Whatever we feel about our identity, the only important aspect for me is that I can be proud of who I am. Identity consciousness for me is shifting from the realm of the political to that of the personal.
I’ve been able to live my life with a sense of purpose and meaning. I don’t understand everything, but I have the ability to question why and how things happen. I’ve lived in pursuit of dreams; these dreams have evolved over the years but they remain slightly beyond the reality in which I live.
I am a lucky man. I have a loving, beautiful and supportive wife; I have two wonderful and intelligent children who are compassionate, socially aware and know right from wrong.
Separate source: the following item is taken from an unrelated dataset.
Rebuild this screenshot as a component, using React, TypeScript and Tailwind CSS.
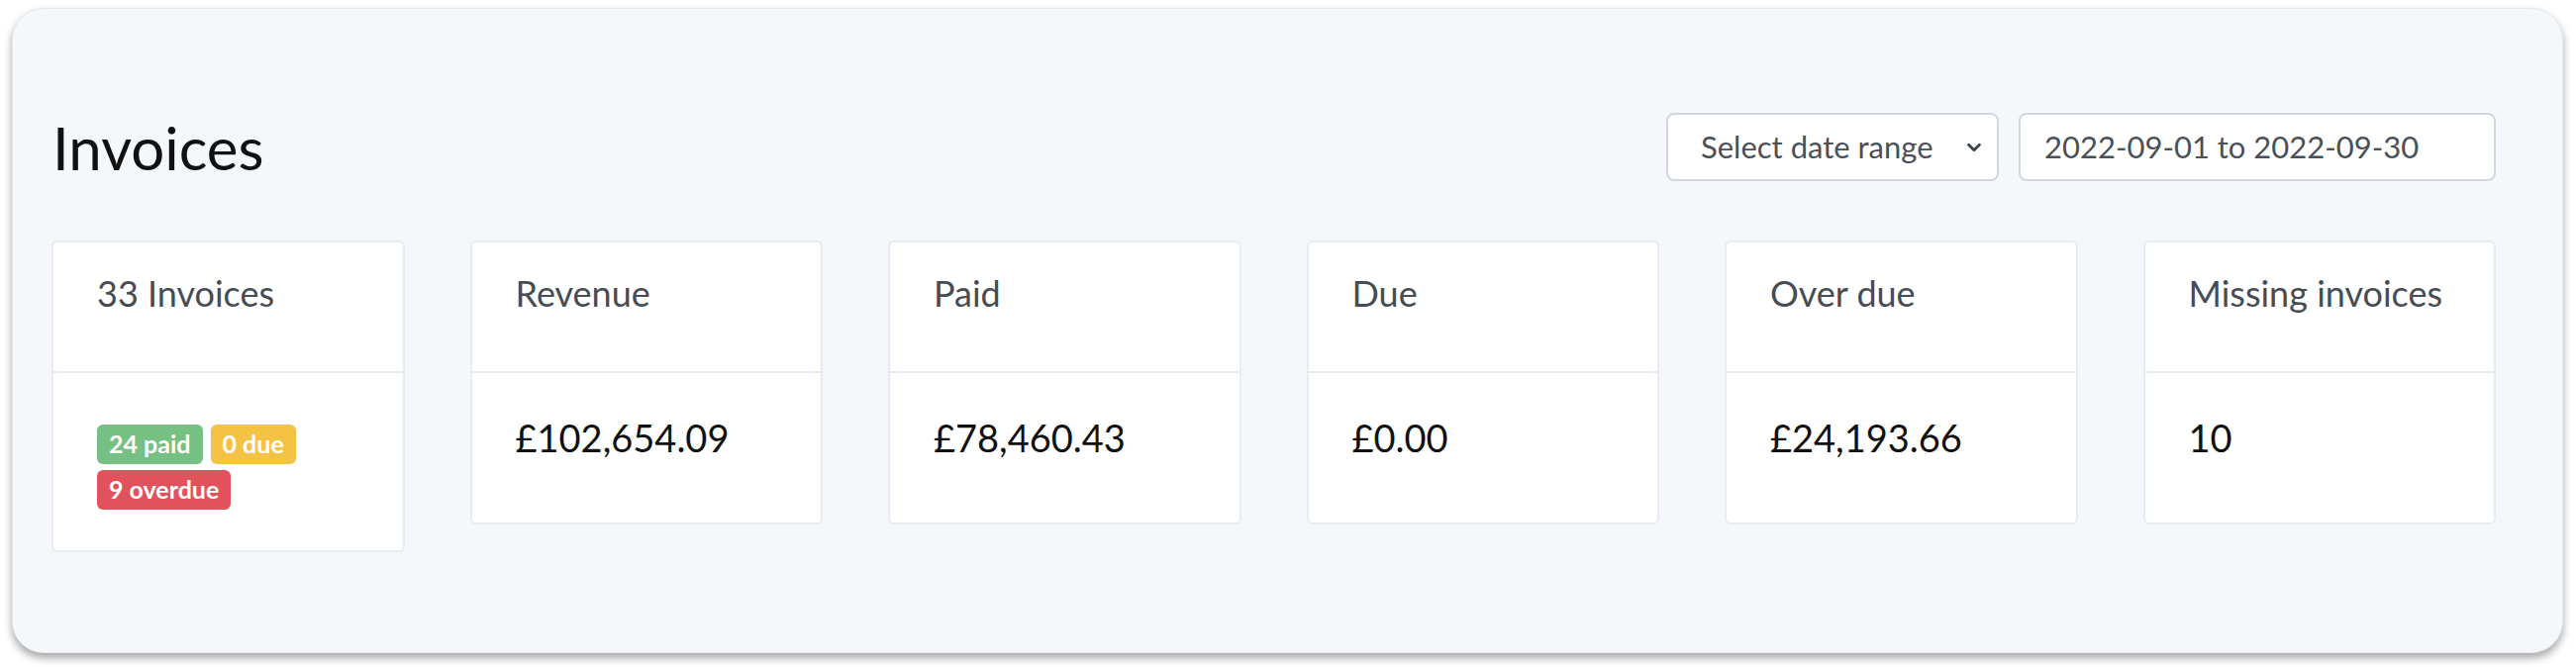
import { ChevronDown } from 'lucide-react';

interface Stat {
  label: string;
  value?: string;
}

const stats: Stat[] = [
  { label: 'Revenue', value: '£102,654.09' },
  { label: 'Paid', value: '£78,460.43' },
  { label: 'Due', value: '£0.00' },
  { label: 'Over due', value: '£24,193.66' },
  { label: 'Missing invoices', value: '10' },
];

function CardHeader({ label }: { label: string }) {
  return (
    <div className="h-[132px] border-b-2 border-[#e6e9f1] px-[44px] pt-[26px] text-[36px] leading-[50px] text-[#464c55]">
      {label}
    </div>
  );
}

function StatCard({ label, value }: Stat) {
  return (
    <div className="rounded-[6px] border-2 border-[#e8ebf2] bg-white">
      <CardHeader label={label} />
      <div className="h-[151px] px-[44px] pt-[37px] text-[38px] leading-[57px] text-[#111111]">{value}</div>
    </div>
  );
}

function Badge({ children, color }: { children: string; color: string }) {
  return (
    <span className={`inline-flex h-[40px] items-center rounded-[6px] px-[12px] text-[25px] font-bold text-white ${color}`}>
      {children}
    </span>
  );
}

export default function App() {
  return (
    <div className="min-h-screen bg-white pl-[12px] pt-[8px]" style={{ fontFamily: 'Lato, "Noto Sans", sans-serif' }}>
      <div className="h-[652px] w-[2577px] rounded-[32px] border border-[#e6e8ec] bg-[#f5f8fb] pl-[39px] pr-[67px] pt-[105px] shadow-[0_5px_8px_rgba(0,0,0,0.35)]">
        <div className="flex h-[69px] items-center justify-between">
          <h1 className="ml-[1px] text-[60px] font-normal leading-none text-[#111111]">Invoices</h1>
          <div className="flex gap-[20px]">
            <div className="flex h-[69px] w-[336px] items-center justify-between rounded-[8px] border-2 border-[#d3d7dd] bg-white pl-[33px] pr-[12px] text-[31px] text-[#4a5058]">
              <span>Select date range</span>
              <ChevronDown size={22} strokeWidth={3} className="text-[#3d434b]" />
            </div>
            <div className="flex h-[69px] w-[482px] items-center rounded-[8px] border-2 border-[#d3d7dd] bg-white pl-[24px] text-[31px] text-[#4a5058]">
              2022-09-01 to 2022-09-30
            </div>
          </div>
        </div>

        <div className="mt-[60px] grid grid-cols-6 items-start gap-[66px]">
          <div className="rounded-[6px] border-2 border-[#e8ebf2] bg-white">
            <CardHeader label="33 Invoices" />
            <div className="h-[179px] px-[44px] pt-[52px]">
              <div className="flex flex-wrap gap-x-[8px] gap-y-[6px]">
                <Badge color="bg-[#77c083]">24 paid</Badge>
                <Badge color="bg-[#f4c344]">0 due</Badge>
                <Badge color="bg-[#e2525c]">9 overdue</Badge>
              </div>
            </div>
          </div>
          {stats.map((s) => (
            <StatCard key={s.label} label={s.label} value={s.value} />
          ))}
        </div>
      </div>
    </div>
  );
}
When it comes down to it, my wife, Dong Qing, my daughter, Jessica, and my son, Jordan, have provided my sense of personal identity.
As I write this, I am in my late sixties and feeling comfortable in my own skin. There is a Toishanese expression, on lock—to be content, calm and at peace. I am starting to enjoy my on lock as I settle into my own Chinese Canadian identity. Dong Qing’s love has given me my sense of personal belonging.